# [Problem]
Skip the pictures. Copy all the rest of the records down exactly.
=== Records shown ===
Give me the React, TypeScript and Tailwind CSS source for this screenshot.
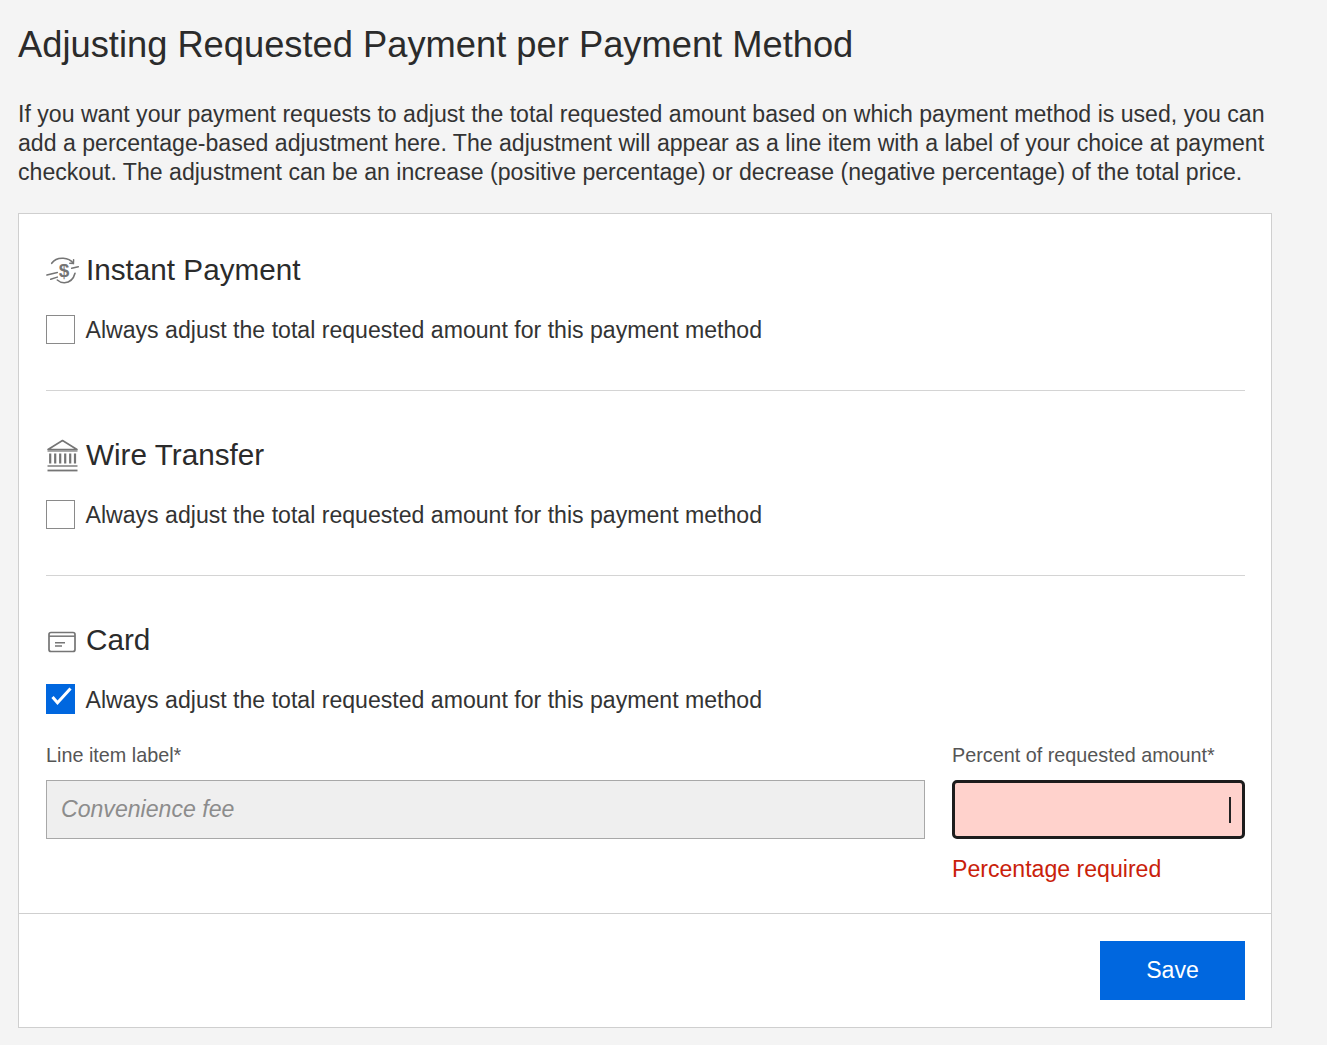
import React from "react";

function InstantIcon() {
  return (
    <svg width="34" height="34" viewBox="0 0 34 34" fill="none" stroke="#757575" strokeLinecap="round">
      <path d="M5.7 10.3C8 7 12.5 5 17.3 5.3C21.5 5.5 25 7.3 27.3 10.3" strokeWidth="1.6" />
      <path d="M27.6 6.8l-.2 3.7-3.6-.3" strokeWidth="1.5" />
      <path d="M29 20.3C27.5 26 23.5 29.5 18.5 29.7C16 29.8 13.3 28.8 11.3 27" strokeWidth="1.6" />
      <path d="M.9 22l10.4-2.5M4.7 26.3l6.6-2.2M25.7 15.3l6.6-1.6" strokeWidth="1.5" />
      <text x="18" y="23.5" textAnchor="middle" fill="#757575" stroke="none" fontSize="19" fontWeight="700" fontFamily="'Liberation Sans', sans-serif">$</text>
    </svg>
  );
}

function BankIcon() {
  return (
    <svg width="34" height="34" viewBox="0 0 34 34" fill="none" stroke="#757575">
      <path d="M2 11.5L16.5 2.5L31 11.5Z" strokeWidth="1.6" strokeLinejoin="round" />
      <path d="M1.5 13h30" strokeWidth="1.2" />
      <path d="M4.2 15.5v10M9.2 15.5v10M14.2 15.5v10M19.2 15.5v10M24.2 15.5v10M29 15.5v10" strokeWidth="2.2" />
      <path d="M1.5 28h30" strokeWidth="1.4" />
      <path d="M1.5 32.5h30" strokeWidth="1.8" />
    </svg>
  );
}

function CardIcon() {
  return (
    <svg width="28" height="26" viewBox="0 0 28 26" fill="none" stroke="#757575">
      <rect x="1" y="5.5" width="26" height="19" rx="2" strokeWidth="1.7" />
      <path d="M1 9.2h26" strokeWidth="1.5" />
      <path d="M7 15.7h10M7 19h7" strokeWidth="1.4" />
    </svg>
  );
}

function Check({ checked }: { checked?: boolean }) {
  return (
    <span
      className={
        checked
          ? "mb-[1px] block h-[30px] w-[29px] shrink-0 bg-[#0067df]"
          : "h-[29px] w-[29px] shrink-0 border border-[#8a8a8a] bg-white"
      }
    >
      {checked && (
        <svg width="29" height="30" viewBox="0 0 29 30" fill="none" stroke="#fff" strokeWidth="3">
          <path d="M6.5 13l5 5.8L24.5 4.5" />
        </svg>
      )}
    </span>
  );
}

function Method({
  icon,
  title,
  checked,
  iconClass,
}: {
  icon: React.ReactNode;
  title: string;
  checked?: boolean;
  iconClass?: string;
}) {
  return (
    <div>
      <div className="flex h-[36px] items-center">
        <span className={iconClass ?? "flex w-[40px]"}>{icon}</span>
        <h2 className="text-[29.7px] leading-[36px] text-[#2b2b2b]">{title}</h2>
      </div>
      <label className="mt-[27px] flex h-[29px] items-center gap-[10.5px] text-[23.1px] text-[#333]">
        <Check checked={checked} />
        <span className="pt-[2px]">Always adjust the total requested amount for this payment method</span>
      </label>
    </div>
  );
}

export default function App() {
  return (
    <div className="h-[1045px] overflow-hidden bg-[#f4f4f4] pl-[18px] pr-[55px] font-['Liberation_Sans',sans-serif]">
      <h1 className="pt-[23px] text-[36.3px] leading-[44px] text-[#2b2b2b]">
        Adjusting Requested Payment per Payment Method
      </h1>
      <p className="mt-[33px] text-[23.1px] leading-[29px] text-[#333]">
        If you want your payment requests to adjust the total requested amount based on which payment method is used, you can add a percentage-based adjustment here. The adjustment will appear as a line item with a label of your choice at payment checkout. The adjustment can be an increase (positive percentage) or decrease (negative percentage) of the total price.
      </p>

      <div className="mt-[26px] border border-[#cfcfcf] bg-white">
        <div className="pl-[27px] pr-[26px] pt-[38px]">
          <Method icon={<InstantIcon />} title="Instant Payment" />
          <div className="mt-[46px] border-t border-[#d4d4d4]" />
          <div className="pt-[46px]">
            <Method icon={<BankIcon />} title="Wire Transfer" />
          </div>
          <div className="mt-[46px] border-t border-[#d4d4d4]" />
          <div className="pt-[46px]">
            <Method icon={<CardIcon />} title="Card" checked iconClass="flex w-[40px] pl-[2px]" />
          </div>
          <div className="mt-[29px] flex gap-[27px] pb-[29px]">
            <div className="flex-1">
              <label className="block text-[19.8px] leading-[24px] text-[#555]">Line item label*</label>
              <div className="mt-[13px] flex h-[59px] items-center border border-[#a8a8a8] bg-[#efefef] px-[14px] text-[23.1px] italic text-[#8c8c8c]">
                Convenience fee
              </div>
            </div>
            <div className="w-[293px]">
              <label className="block text-[19.8px] leading-[24px] text-[#555]">Percent of requested amount*</label>
              <div className="mt-[13px] flex h-[59px] items-center justify-end rounded-[5px] border-[3px] border-[#1c1c1c] bg-[#ffd2cc] pr-[11px]">
                <span className="h-[26px] w-[2px] bg-[#222]" />
              </div>
              <p className="mt-[16px] text-[23.1px] leading-[29px] text-[#c9210a]">Percentage required</p>
            </div>
          </div>
        </div>
        <div className="flex justify-end border-t border-[#cfcfcf] px-[26px] py-[27px]">
          <button className="h-[59px] w-[145px] bg-[#0067df] text-[23.1px] text-white">Save</button>
        </div>
      </div>
    </div>
  );
}
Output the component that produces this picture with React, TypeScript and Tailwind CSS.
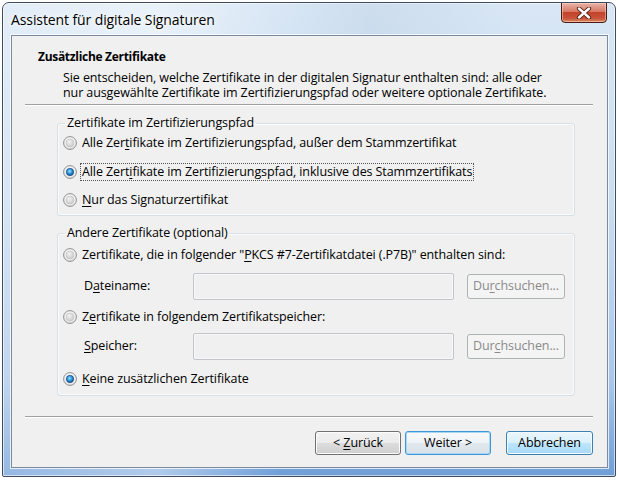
===
# [The reply]
Give me the React, TypeScript and Tailwind CSS source for this screenshot.
import React from "react";

function InstantIcon() {
  return (
    <svg width="34" height="34" viewBox="0 0 34 34" fill="none" stroke="#757575" strokeLinecap="round">
      <path d="M5.7 10.3C8 7 12.5 5 17.3 5.3C21.5 5.5 25 7.3 27.3 10.3" strokeWidth="1.6" />
      <path d="M27.6 6.8l-.2 3.7-3.6-.3" strokeWidth="1.5" />
      <path d="M29 20.3C27.5 26 23.5 29.5 18.5 29.7C16 29.8 13.3 28.8 11.3 27" strokeWidth="1.6" />
      <path d="M.9 22l10.4-2.5M4.7 26.3l6.6-2.2M25.7 15.3l6.6-1.6" strokeWidth="1.5" />
      <text x="18" y="23.5" textAnchor="middle" fill="#757575" stroke="none" fontSize="19" fontWeight="700" fontFamily="'Liberation Sans', sans-serif">$</text>
    </svg>
  );
}

function BankIcon() {
  return (
    <svg width="34" height="34" viewBox="0 0 34 34" fill="none" stroke="#757575">
      <path d="M2 11.5L16.5 2.5L31 11.5Z" strokeWidth="1.6" strokeLinejoin="round" />
      <path d="M1.5 13h30" strokeWidth="1.2" />
      <path d="M4.2 15.5v10M9.2 15.5v10M14.2 15.5v10M19.2 15.5v10M24.2 15.5v10M29 15.5v10" strokeWidth="2.2" />
      <path d="M1.5 28h30" strokeWidth="1.4" />
      <path d="M1.5 32.5h30" strokeWidth="1.8" />
    </svg>
  );
}

function CardIcon() {
  return (
    <svg width="28" height="26" viewBox="0 0 28 26" fill="none" stroke="#757575">
      <rect x="1" y="5.5" width="26" height="19" rx="2" strokeWidth="1.7" />
      <path d="M1 9.2h26" strokeWidth="1.5" />
      <path d="M7 15.7h10M7 19h7" strokeWidth="1.4" />
    </svg>
  );
}

function Check({ checked }: { checked?: boolean }) {
  return (
    <span
      className={
        checked
          ? "mb-[1px] block h-[30px] w-[29px] shrink-0 bg-[#0067df]"
          : "h-[29px] w-[29px] shrink-0 border border-[#8a8a8a] bg-white"
      }
    >
      {checked && (
        <svg width="29" height="30" viewBox="0 0 29 30" fill="none" stroke="#fff" strokeWidth="3">
          <path d="M6.5 13l5 5.8L24.5 4.5" />
        </svg>
      )}
    </span>
  );
}

function Method({
  icon,
  title,
  checked,
  iconClass,
}: {
  icon: React.ReactNode;
  title: string;
  checked?: boolean;
  iconClass?: string;
}) {
  return (
    <div>
      <div className="flex h-[36px] items-center">
        <span className={iconClass ?? "flex w-[40px]"}>{icon}</span>
        <h2 className="text-[29.7px] leading-[36px] text-[#2b2b2b]">{title}</h2>
      </div>
      <label className="mt-[27px] flex h-[29px] items-center gap-[10.5px] text-[23.1px] text-[#333]">
        <Check checked={checked} />
        <span className="pt-[2px]">Always adjust the total requested amount for this payment method</span>
      </label>
    </div>
  );
}

export default function App() {
  return (
    <div className="h-[1045px] overflow-hidden bg-[#f4f4f4] pl-[18px] pr-[55px] font-['Liberation_Sans',sans-serif]">
      <h1 className="pt-[23px] text-[36.3px] leading-[44px] text-[#2b2b2b]">
        Adjusting Requested Payment per Payment Method
      </h1>
      <p className="mt-[33px] text-[23.1px] leading-[29px] text-[#333]">
        If you want your payment requests to adjust the total requested amount based on which payment method is used, you can add a percentage-based adjustment here. The adjustment will appear as a line item with a label of your choice at payment checkout. The adjustment can be an increase (positive percentage) or decrease (negative percentage) of the total price.
      </p>

      <div className="mt-[26px] border border-[#cfcfcf] bg-white">
        <div className="pl-[27px] pr-[26px] pt-[38px]">
          <Method icon={<InstantIcon />} title="Instant Payment" />
          <div className="mt-[46px] border-t border-[#d4d4d4]" />
          <div className="pt-[46px]">
            <Method icon={<BankIcon />} title="Wire Transfer" />
          </div>
          <div className="mt-[46px] border-t border-[#d4d4d4]" />
          <div className="pt-[46px]">
            <Method icon={<CardIcon />} title="Card" checked iconClass="flex w-[40px] pl-[2px]" />
          </div>
          <div className="mt-[29px] flex gap-[27px] pb-[29px]">
            <div className="flex-1">
              <label className="block text-[19.8px] leading-[24px] text-[#555]">Line item label*</label>
              <div className="mt-[13px] flex h-[59px] items-center border border-[#a8a8a8] bg-[#efefef] px-[14px] text-[23.1px] italic text-[#8c8c8c]">
                Convenience fee
              </div>
            </div>
            <div className="w-[293px]">
              <label className="block text-[19.8px] leading-[24px] text-[#555]">Percent of requested amount*</label>
              <div className="mt-[13px] flex h-[59px] items-center justify-end rounded-[5px] border-[3px] border-[#1c1c1c] bg-[#ffd2cc] pr-[11px]">
                <span className="h-[26px] w-[2px] bg-[#222]" />
              </div>
              <p className="mt-[16px] text-[23.1px] leading-[29px] text-[#c9210a]">Percentage required</p>
            </div>
          </div>
        </div>
        <div className="flex justify-end border-t border-[#cfcfcf] px-[26px] py-[27px]">
          <button className="h-[59px] w-[145px] bg-[#0067df] text-[23.1px] text-white">Save</button>
        </div>
      </div>
    </div>
  );
}
Output the component that produces this picture with React, TypeScript and Tailwind CSS.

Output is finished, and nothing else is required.